> _What is required_
Scan each line of the records for the word "Write" and extract the ones that have it.

** Start **

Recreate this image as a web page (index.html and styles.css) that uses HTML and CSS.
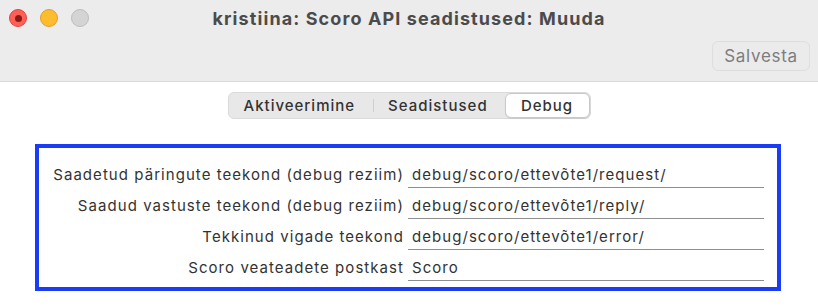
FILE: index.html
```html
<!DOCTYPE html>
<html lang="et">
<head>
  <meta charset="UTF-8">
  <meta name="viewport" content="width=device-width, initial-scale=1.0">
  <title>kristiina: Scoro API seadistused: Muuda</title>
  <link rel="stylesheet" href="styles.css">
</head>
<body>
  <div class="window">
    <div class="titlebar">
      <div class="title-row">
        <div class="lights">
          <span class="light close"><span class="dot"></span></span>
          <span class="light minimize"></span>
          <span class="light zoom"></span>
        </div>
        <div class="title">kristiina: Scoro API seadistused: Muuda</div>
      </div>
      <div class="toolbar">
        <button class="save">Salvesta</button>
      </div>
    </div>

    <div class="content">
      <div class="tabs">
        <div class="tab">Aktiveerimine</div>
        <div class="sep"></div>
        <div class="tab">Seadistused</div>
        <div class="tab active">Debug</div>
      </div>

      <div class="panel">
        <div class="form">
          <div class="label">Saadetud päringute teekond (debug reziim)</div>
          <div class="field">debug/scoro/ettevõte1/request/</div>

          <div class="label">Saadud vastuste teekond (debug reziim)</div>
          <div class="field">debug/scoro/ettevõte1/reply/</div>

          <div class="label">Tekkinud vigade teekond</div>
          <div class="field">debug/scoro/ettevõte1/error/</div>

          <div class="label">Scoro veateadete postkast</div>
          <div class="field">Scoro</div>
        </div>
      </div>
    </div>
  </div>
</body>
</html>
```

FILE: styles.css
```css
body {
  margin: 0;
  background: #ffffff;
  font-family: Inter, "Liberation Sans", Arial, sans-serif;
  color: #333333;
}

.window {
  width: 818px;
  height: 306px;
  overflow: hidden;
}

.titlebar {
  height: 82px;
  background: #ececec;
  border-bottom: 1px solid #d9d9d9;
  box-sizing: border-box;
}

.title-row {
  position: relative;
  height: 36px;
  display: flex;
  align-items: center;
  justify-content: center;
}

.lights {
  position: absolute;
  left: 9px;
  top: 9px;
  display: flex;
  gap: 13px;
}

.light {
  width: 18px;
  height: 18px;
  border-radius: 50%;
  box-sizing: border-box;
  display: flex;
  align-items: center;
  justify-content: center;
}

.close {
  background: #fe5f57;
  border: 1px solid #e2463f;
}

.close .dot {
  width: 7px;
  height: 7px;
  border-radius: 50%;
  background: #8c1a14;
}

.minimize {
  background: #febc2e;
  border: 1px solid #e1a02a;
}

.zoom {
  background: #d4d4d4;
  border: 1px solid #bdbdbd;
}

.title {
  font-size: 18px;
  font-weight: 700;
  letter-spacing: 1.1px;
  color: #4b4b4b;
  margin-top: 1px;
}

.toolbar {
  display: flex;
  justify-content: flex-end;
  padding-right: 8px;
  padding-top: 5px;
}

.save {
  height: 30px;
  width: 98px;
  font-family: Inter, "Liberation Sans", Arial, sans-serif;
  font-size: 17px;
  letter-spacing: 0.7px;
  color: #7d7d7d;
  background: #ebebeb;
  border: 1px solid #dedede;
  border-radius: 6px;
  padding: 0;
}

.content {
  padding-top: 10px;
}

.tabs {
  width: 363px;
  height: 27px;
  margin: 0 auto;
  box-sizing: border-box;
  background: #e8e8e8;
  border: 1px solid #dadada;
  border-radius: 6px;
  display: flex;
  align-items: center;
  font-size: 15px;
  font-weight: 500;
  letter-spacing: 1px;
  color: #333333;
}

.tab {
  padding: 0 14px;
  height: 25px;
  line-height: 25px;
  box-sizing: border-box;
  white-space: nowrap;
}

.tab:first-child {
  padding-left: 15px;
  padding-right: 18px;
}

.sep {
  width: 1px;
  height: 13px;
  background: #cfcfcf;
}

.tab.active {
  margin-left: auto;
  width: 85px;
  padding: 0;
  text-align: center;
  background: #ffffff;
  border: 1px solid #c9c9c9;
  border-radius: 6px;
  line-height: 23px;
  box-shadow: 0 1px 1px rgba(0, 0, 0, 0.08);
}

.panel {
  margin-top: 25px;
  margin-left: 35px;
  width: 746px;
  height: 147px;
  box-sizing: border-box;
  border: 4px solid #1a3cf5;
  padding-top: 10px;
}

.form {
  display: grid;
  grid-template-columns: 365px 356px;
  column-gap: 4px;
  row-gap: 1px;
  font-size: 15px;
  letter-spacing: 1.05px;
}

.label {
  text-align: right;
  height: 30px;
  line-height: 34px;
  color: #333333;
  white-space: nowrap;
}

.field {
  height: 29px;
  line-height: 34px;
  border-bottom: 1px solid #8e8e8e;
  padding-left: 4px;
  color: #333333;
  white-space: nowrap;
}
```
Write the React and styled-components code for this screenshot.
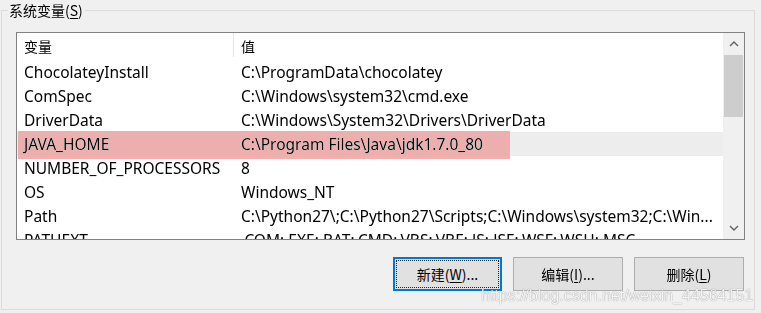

** End **
** Start **

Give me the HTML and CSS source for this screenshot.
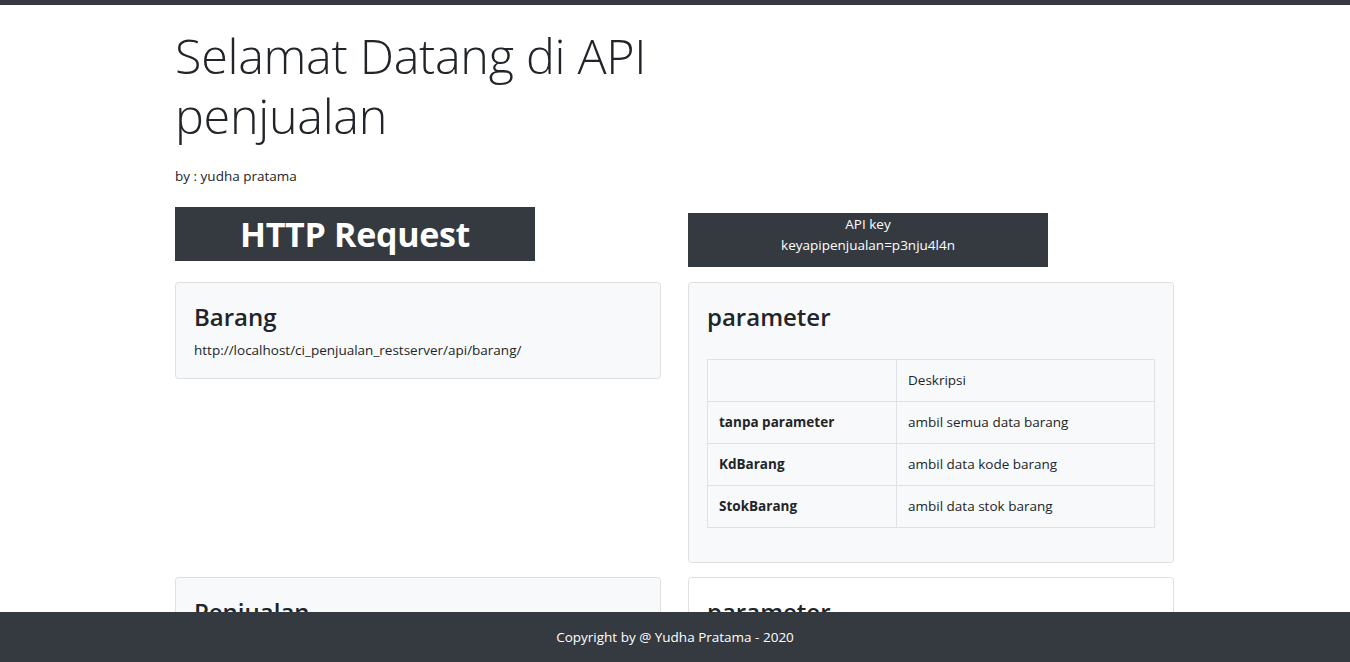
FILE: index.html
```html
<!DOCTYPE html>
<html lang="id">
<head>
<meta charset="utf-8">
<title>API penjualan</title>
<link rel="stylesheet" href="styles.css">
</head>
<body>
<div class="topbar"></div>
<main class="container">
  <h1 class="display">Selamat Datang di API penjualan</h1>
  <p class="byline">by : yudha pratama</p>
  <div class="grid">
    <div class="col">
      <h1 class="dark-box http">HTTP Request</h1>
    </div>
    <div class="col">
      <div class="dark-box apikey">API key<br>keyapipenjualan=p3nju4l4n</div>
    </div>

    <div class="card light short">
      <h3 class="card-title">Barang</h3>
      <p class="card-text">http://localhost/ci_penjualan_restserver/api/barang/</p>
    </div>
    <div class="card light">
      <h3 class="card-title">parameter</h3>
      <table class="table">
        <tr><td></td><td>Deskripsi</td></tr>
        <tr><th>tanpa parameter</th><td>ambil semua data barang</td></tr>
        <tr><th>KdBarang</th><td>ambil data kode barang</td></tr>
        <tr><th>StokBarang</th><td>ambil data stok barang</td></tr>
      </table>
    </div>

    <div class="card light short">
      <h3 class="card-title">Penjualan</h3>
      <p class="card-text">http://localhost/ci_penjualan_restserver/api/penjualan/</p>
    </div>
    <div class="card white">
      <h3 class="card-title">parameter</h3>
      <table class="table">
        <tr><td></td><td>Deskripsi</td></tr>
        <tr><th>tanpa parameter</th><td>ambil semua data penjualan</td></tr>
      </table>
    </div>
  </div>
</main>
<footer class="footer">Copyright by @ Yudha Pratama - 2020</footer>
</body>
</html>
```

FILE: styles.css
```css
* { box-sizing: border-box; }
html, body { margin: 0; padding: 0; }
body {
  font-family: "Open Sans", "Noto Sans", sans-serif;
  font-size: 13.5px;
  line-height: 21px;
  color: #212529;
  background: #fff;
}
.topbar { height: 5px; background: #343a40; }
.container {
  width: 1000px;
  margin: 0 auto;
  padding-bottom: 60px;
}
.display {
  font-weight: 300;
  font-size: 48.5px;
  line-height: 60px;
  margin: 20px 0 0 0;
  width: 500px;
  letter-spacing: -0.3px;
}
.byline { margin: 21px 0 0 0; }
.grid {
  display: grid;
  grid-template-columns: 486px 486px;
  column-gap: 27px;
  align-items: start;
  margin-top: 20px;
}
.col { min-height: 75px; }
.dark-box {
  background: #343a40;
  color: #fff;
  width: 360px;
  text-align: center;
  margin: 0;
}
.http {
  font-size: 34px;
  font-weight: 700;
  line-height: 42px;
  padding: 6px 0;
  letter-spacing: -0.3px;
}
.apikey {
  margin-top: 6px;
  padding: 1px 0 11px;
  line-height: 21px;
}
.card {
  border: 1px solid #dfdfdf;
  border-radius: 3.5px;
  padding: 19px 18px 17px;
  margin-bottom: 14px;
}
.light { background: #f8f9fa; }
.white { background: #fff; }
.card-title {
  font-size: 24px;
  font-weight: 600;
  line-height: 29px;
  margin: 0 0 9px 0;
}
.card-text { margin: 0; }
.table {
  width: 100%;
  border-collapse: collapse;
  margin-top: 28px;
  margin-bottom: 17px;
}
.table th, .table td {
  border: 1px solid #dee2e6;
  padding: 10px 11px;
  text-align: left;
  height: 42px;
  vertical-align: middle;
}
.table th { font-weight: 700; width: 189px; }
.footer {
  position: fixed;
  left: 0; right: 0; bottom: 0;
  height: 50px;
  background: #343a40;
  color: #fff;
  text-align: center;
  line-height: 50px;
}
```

** End **
** Start **

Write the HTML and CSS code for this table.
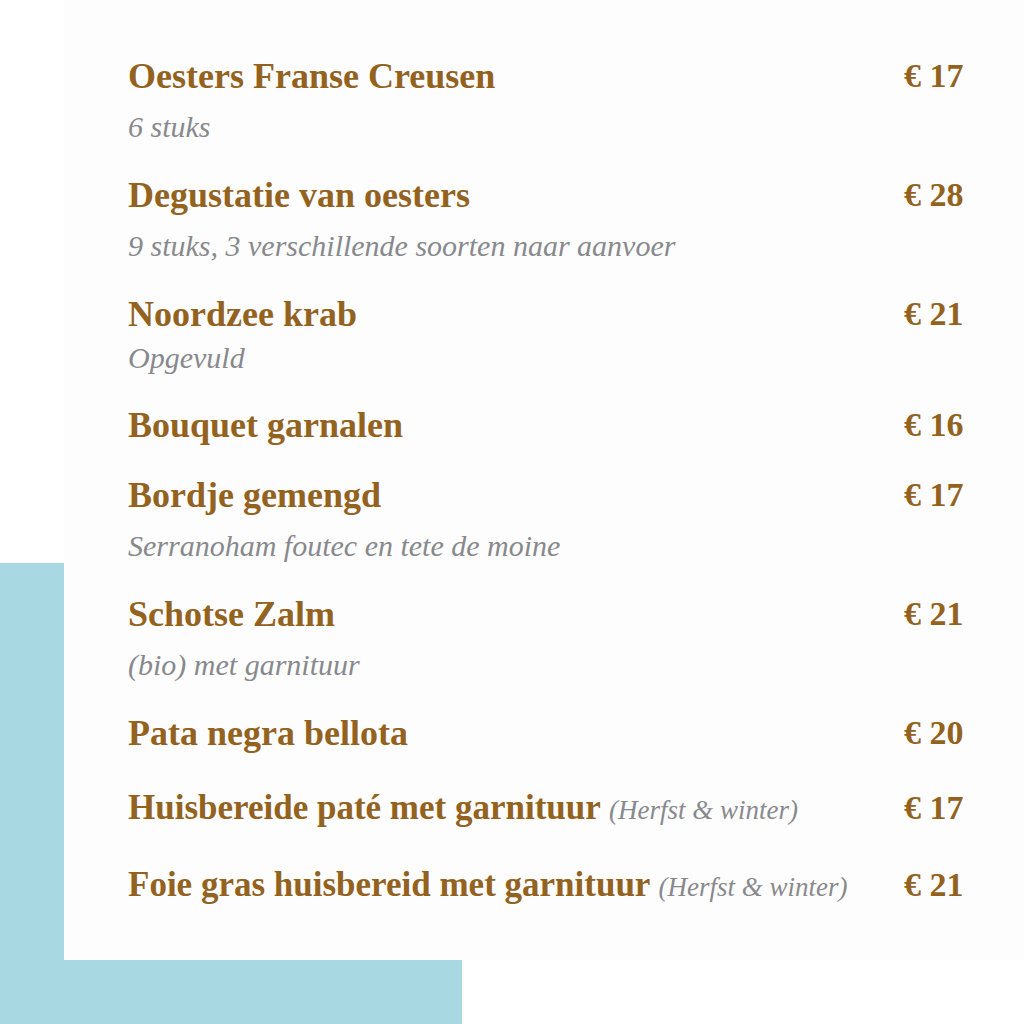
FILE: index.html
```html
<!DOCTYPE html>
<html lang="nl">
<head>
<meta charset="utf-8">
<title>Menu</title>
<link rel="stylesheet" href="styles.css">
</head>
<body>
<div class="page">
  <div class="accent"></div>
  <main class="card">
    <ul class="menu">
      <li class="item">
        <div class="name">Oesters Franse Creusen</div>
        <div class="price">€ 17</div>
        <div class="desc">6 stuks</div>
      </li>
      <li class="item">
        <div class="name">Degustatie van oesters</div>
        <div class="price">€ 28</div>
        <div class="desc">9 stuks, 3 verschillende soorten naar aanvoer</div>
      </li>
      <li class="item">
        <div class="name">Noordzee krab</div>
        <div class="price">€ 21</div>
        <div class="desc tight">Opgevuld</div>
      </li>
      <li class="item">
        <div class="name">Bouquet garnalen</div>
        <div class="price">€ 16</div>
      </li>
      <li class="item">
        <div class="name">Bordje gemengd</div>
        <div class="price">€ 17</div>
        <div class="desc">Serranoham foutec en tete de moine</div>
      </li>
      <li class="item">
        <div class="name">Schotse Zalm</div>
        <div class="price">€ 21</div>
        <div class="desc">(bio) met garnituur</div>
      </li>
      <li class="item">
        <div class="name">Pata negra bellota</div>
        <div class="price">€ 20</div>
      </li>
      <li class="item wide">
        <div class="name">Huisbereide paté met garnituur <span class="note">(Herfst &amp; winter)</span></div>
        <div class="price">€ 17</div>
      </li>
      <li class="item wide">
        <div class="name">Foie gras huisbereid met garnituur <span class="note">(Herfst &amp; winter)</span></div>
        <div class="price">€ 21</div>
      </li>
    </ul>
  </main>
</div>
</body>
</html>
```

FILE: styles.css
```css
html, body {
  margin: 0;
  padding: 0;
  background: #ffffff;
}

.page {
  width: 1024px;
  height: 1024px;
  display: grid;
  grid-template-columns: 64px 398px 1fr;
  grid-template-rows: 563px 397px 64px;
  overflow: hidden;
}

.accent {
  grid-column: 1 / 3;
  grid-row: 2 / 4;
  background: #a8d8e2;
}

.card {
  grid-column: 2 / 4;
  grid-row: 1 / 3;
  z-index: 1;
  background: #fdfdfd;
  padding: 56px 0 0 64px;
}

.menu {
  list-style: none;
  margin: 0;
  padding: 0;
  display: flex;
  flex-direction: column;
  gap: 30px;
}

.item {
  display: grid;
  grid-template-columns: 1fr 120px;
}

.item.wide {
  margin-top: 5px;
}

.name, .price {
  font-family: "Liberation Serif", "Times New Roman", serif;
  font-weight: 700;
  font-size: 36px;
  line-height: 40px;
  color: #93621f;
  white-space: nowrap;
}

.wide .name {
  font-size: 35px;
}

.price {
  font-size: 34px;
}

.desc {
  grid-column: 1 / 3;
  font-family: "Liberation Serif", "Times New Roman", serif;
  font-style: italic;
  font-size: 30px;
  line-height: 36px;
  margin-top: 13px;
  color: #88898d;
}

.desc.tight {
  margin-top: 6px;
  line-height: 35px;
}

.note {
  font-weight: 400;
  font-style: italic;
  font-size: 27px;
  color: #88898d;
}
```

** End **

> _Task output_
Write the React and styled-components code for this screenshot.
Write the HTML and CSS code for this table.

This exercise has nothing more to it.